Namun kenyataan berkata lain. Setelah warga mulai membuka lahan dan menanam, muncul oknum-oknum yang merebut paksa areal garapan. Mafia tanah masuk dengan kekuatan modal, koneksi, dan aparatur negara yang diduga ikut memback-up kekuasaan mereka.
“Ini bukan sekadar konflik agraria. Ini penjarahan terstruktur terhadap hak rakyat kecil. Kami punya dokumen lengkap. Tapi negara diam, seolah menutup mata terhadap penderitaan rakyat,” ujar Suhaimi, Koordinator Umum Tim Penyelesaian Lahan Ex TDA. “
Kini, warga tidak lagi sendiri. Red Justicia Law Firm resmi menerima mandat dari puluhan warga untuk memulai langkah hukum. Proses pengumpulan kuasa hukum terus dilakukan, menyasar seluruh pemohon yang tercatat secara resmi sejak tahun 2000.
“Kami akan ajukan gugatan perbuatan melawan hukum (PMH) terhadap penguasa lahan ilegal. Kami juga sedang menyiapkan laporan pidana ke kepolisian dan aduan administratif ke Satgas Mafia Tanah dan Kementerian ATR/BPN,” ujar Adi Putra, Tim Advokat Red Justicia.
Adi menyebut pihaknya juga akan menyurati Komisi II DPR RI untuk meminta pembentukan Panja (Panitia Kerja) sengketa lahan eks HGU PT. TDA. Negara tidak boleh kalah oleh mafia. Warga Karang Jawa akan dibela sampai hak mereka dikembalikan.

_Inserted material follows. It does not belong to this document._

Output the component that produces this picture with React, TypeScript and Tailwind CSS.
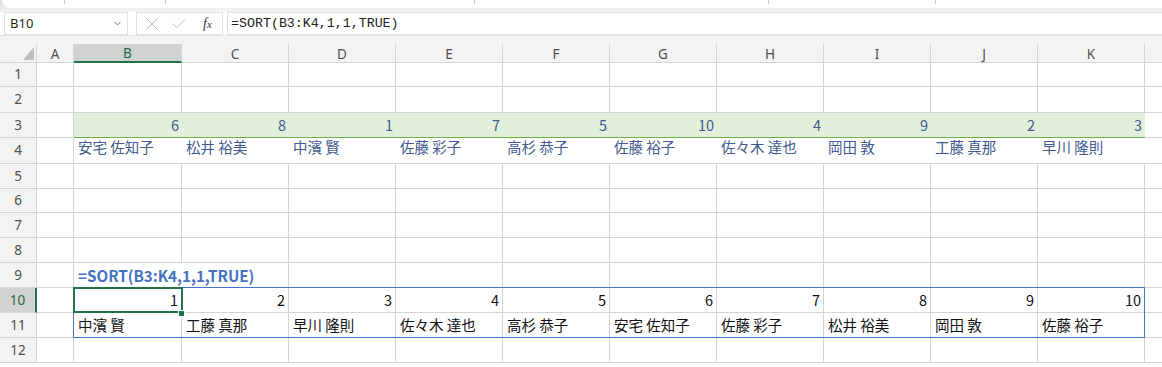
import React from "react";
import { X, Check, ChevronDown } from "lucide-react";

const COLS = ["A", "B", "C", "D", "E", "F", "G", "H", "I", "J", "K"];

const colWidth = (c: string) =>
  c === "A" ? "w-[37px]" : c === "B" ? "w-[108px]" : "w-[107px]";

const ROW_HEIGHTS = [
  "h-[24px]",
  "h-[26px]",
  "h-[25px]",
  "h-[26px]",
  "h-[25px]",
  "h-[24px]",
  "h-[25px]",
  "h-[25px]",
  "h-[25px]",
  "h-[25px]",
  "h-[25px]",
  "h-[25px]",
];

const numbers = [6, 8, 1, 7, 5, 10, 4, 9, 2, 3];
const names = [
  "安宅 佐知子",
  "松井 裕美",
  "中濱 賢",
  "佐藤 彩子",
  "高杉 恭子",
  "佐藤 裕子",
  "佐々木 達也",
  "岡田 敦",
  "工藤 真那",
  "早川 隆則",
];
const sortedNames = [
  "中濱 賢",
  "工藤 真那",
  "早川 隆則",
  "佐々木 達也",
  "高杉 恭子",
  "安宅 佐知子",
  "佐藤 彩子",
  "松井 裕美",
  "岡田 敦",
  "佐藤 裕子",
];

const cellFont = "font-['Noto_Sans_CJK_JP','Noto_Sans',sans-serif] text-[14.5px]";

const Cell = ({
  width,
  className = "",
  children,
}: {
  width: string;
  className?: string;
  children?: React.ReactNode;
}) => (
  <div className={`${width} shrink-0 flex items-center whitespace-nowrap ${className}`}>
    {children}
  </div>
);

const renderRow = (row: number) => {
  const grid = "border-r border-b border-[#d5d5d5]";
  return COLS.map((c, idx) => {
    const w = colWidth(c);
    const i = idx - 1; // data index for B..K
    if (c === "A") return <Cell key={c} width={w} className={grid} />;

    if (row === 3) {
      return (
        <Cell
          key={c}
          width={w}
          className="bg-[#e2efda] border-b border-[#70ad47] justify-end pr-[3px] text-[#3f5a8f]"
        >
          {numbers[i]}
        </Cell>
      );
    }
    if (row === 4) {
      return (
        <Cell
          key={c}
          width={w}
          className="border-b border-[#d5d5d5] pl-[4px] pb-[7px] text-[#3f5a8f]"
        >
          {names[i]}
        </Cell>
      );
    }
    if (row === 9) {
      return (
        <Cell
          key={c}
          width={w}
          className={
            c === "B"
              ? "border-b border-[#d5d5d5] pl-[4px] font-bold text-[15.2px] text-[#4472c4]"
              : grid
          }
        >
          {c === "B" ? "=SORT(B3:K4,1,1,TRUE)" : null}
        </Cell>
      );
    }
    if (row === 10) {
      return (
        <Cell key={c} width={w} className={`${grid} justify-end pr-[3px] text-[#111]`}>
          {i + 1}
        </Cell>
      );
    }
    if (row === 11) {
      return (
        <Cell key={c} width={w} className={`${grid} pl-[4px] text-[#111]`}>
          {sortedNames[i]}
        </Cell>
      );
    }
    return <Cell key={c} width={w} className={grid} />;
  });
};

const App = () => {
  return (
    <div className="w-[1162px] h-[367px] overflow-hidden bg-white select-none">
      {/* Ribbon edge */}
      <div className="h-[12px] bg-gradient-to-b from-[#dedede] via-[#e9e9e9] to-[#f6f6f6]">
        <div className="h-[8px] ml-[2px] bg-white rounded-bl-[8px] flex">
          <div className="w-[62px] shrink-0" />
          <div className="w-px h-[4px] bg-[#c8c8c8]" />
          <div className="w-[100px] shrink-0" />
          <div className="w-px h-[4px] bg-[#c8c8c8]" />
          <div className="w-[308px] shrink-0" />
          <div className="w-px h-[4px] bg-[#c8c8c8]" />
          <div className="w-[293px] shrink-0" />
          <div className="w-px h-[4px] bg-[#c8c8c8]" />
          <div className="w-[166px] shrink-0" />
          <div className="w-px h-[4px] bg-[#c8c8c8]" />
        </div>
      </div>

      {/* Formula bar */}
      <div className="h-[23px] flex bg-white">
        <div className="ml-[4px] w-[124px] h-[23px] border border-[#e1e1e1] flex items-center justify-between pl-[5px] pr-[4px] font-['Noto_Sans',sans-serif] text-[13px] text-[#262626]">
          <span>B10</span>
          <ChevronDown size={11} strokeWidth={1.6} color="#444" />
        </div>
        <div className="ml-[8px] w-[87px] h-[23px] border border-[#e1e1e1] flex items-center">
          <X size={22} strokeWidth={0.8} color="#a6a6a6" className="ml-[4px] shrink-0" />
          <Check size={18} strokeWidth={0.9} color="#a6a6a6" className="ml-[7px] shrink-0" />
          <span className="ml-[15px] font-['Liberation_Serif',serif] italic text-[14px] text-[#333] leading-none">
            f<span className="text-[11px]">x</span>
          </span>
        </div>
        <div className="ml-[4px] flex-1 h-[23px] border border-r-0 border-[#e1e1e1] flex items-center pl-[3px] font-['Liberation_Mono',monospace] text-[13.3px] text-[#222]">
          =SORT(B3:K4,1,1,TRUE)
        </div>
      </div>

      {/* Column headers */}
      <div className="h-[28px] bg-[#f3f3f3] border-t border-[#e3e3e3] flex items-end font-['Noto_Sans',sans-serif] text-[13.5px] text-[#505050]">
        <div className="w-[37px] h-[19px] shrink-0 border-r border-b border-[#d5d5d5] flex items-end justify-end pr-[2px] pb-[2px]">
          <svg width="11" height="13" viewBox="0 0 11 13">
            <polygon points="11,0 11,13 0,13" fill="#bdbdbd" />
          </svg>
        </div>
        {COLS.map((c) =>
          c === "B" ? (
            <div
              key={c}
              className="w-[108px] h-[19px] shrink-0 bg-[#d2d2d2] border-r border-[#d5d5d5] border-b-2 border-b-[#217346] flex items-center justify-center pt-[2px] text-[#1e6b40]"
            >
              {c}
            </div>
          ) : (
            <div
              key={c}
              className={`${colWidth(c)} h-[19px] shrink-0 border-r border-b border-[#d5d5d5] flex items-center justify-center pt-[2px]`}
            >
              {c}
            </div>
          )
        )}
        <div className="flex-1 h-[19px] border-b border-[#d5d5d5]" />
      </div>

      {/* Rows */}
      <div className={`relative ${cellFont}`}>
        {ROW_HEIGHTS.map((h, r) => {
          const row = r + 1;
          return (
            <div key={row} className={`${h} flex`}>
              <div
                className={`w-[37px] shrink-0 flex items-center justify-center font-['Noto_Sans',sans-serif] text-[13.5px] border-b border-[#d5d5d5] ${
                  row === 10
                    ? "bg-[#d2d2d2] text-[#1e6b40] border-r-2 border-r-[#217346]"
                    : "bg-[#f3f3f3] text-[#505050] border-r border-r-[#d5d5d5]"
                }`}
              >
                {row}
              </div>
              {renderRow(row)}
              <div className="flex-1 border-b border-[#d5d5d5]" />
            </div>
          );
        })}

        {/* Spill range outline */}
        <div className="absolute left-[73px] top-[224px] w-[1072px] h-[51px] border border-[#4472c4] pointer-events-none" />
        {/* Active cell */}
        <div className="absolute left-[73px] top-[224px] w-[110px] h-[26px] border-2 border-[#217346] pointer-events-none" />
        <div className="absolute left-[178px] top-[247px] w-[7px] h-[7px] bg-[#217346] border border-white" />
      </div>
    </div>
  );
};

export default App;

Menurut koordinator lapangan tim penyelesaian lahan eks TDA, Ediyanto menegaskan situasi di lapangan mungkin akan semakin memanas jika pihak mafia tanah yang menguasai lahan hingga ratusan hektar per orang tanpa legalitas yang jelas.
“Ini bom waktu. Kalau pemerintah tidak turun tangan segera, konflik ini akan meluas dan membahayakan stabilitas sosial,” tegas Ediyanto, koordinator lapangan warga.
2.406 Pemohon Menanti Keadilan
Dari data yang dihimpun, sebanyak 2.406 kepala keluarga dari 11 kampung tercatat sebagai pemohon sah, antara lain:
- Karang Jawa (253 pemohon)
- Negara Bumi Ilir (282)
- Kuripan (223)
- Bumi Aji (263)
- Negara Aji Baru (190)
- Negara Bumi Udik (271)
- Negara Aji Tua (199)
- Tanjung Harapan (210)
- Padang Ratu (210)
- Haduyang Ratu (236)
- Sukajaya (169)
Setiap dari mereka memiliki dokumen, data, dan riwayat perjuangan panjang yang sah secara sosial dan administratif. Namun kini, mereka hanya bisa menyaksikan lahan mereka dikelola oleh pihak lain.
Red Justicia menyatakan, perlawanan hukum ini bukan sekadar menggugat pihak yang menguasai tanah secara melawan hukum, tetapi juga menggugat sikap negara yang selama ini abai.
“Kami ingin negara hadir, bukan sebagai penonton. Jika negara tidak mampu memberantas mafia tanah, maka rakyat sendiri yang akan melakukannya dengan hukum di tangan mereka,” tutup Adi Putra.
Investigasi terus berlanjut. Di balik ribuan hektare lahan itu, tersimpan kisah pengkhianatan, pembiaran, dan perjuangan rakyat yang belum selesai. Karang Jawa kini bukan sekadar nama kampung, ini simbol perlawanan terhadap ketidakadilan agraria.